One part that carried over on the first day was the attacking, the flying around and the chirping by the “D.”

“Definitely. It’s great,” said Wootton. “They’re really stressing running to the ball, getting it out, scoop-and-score. It was great to see the energy and see how everyone was moving around today.”

Adding “Z” to the “D”

Urlacher may not have wanted to sign the one-year deal that was offered, but former Buffalo Grove High School star Tom Zbikowski was more than happy to jump at one by the team he grew up rooting for, following a standout career at Notre Dame, four seasons in Baltimore and last season in Indianapolis.

“It hasn’t been a dream come true yet because I still have to make the 53, he said. "Once that happens and I’m able to run out there on opening day, it’ll be much more satisfying.
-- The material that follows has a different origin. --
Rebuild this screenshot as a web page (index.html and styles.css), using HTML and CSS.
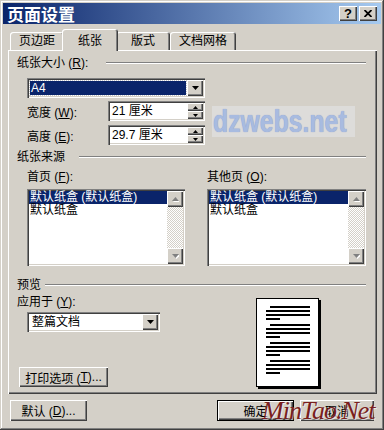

As of now, I just gotta keep working, keep pressing on, keep my head down and get better every single day.”

Safety figures to be a position of strength for this team, but it’s been an injury-prone position for several seasons. Zbikowski’s experience and special teams pedigree would figure to make his roster spot pretty secure. That’s even if Major Wright, Chris Conte, Craig Steltz and Brandon Hardin all find ways to stay healthy.

“There’s a lot of good players out here," Zbikowski said. "That’s why year in and year out the Bears always have a good team, whether they’re in the playoffs or not, especially on the defensive side and special teams. I’m just trying to add more talent and wherever I fit in, I fit in.”

He’s kept his humility and work ethic to the point he wants to make sure he does everything he can to be in that Bears uniform come September. How?

“Trying to lock myself in my room and staying away from everyone the next couple of weeks,” he said.

Izzy, or Isn’t He?

Emery says Israel Idonije, who remains unsigned in free agency, remains one from a handful of veteran defensive linemen he’d still like to add to his roster. That would likely have to be at or near the league minimum, after Idonije had a $2.5 million salary last season.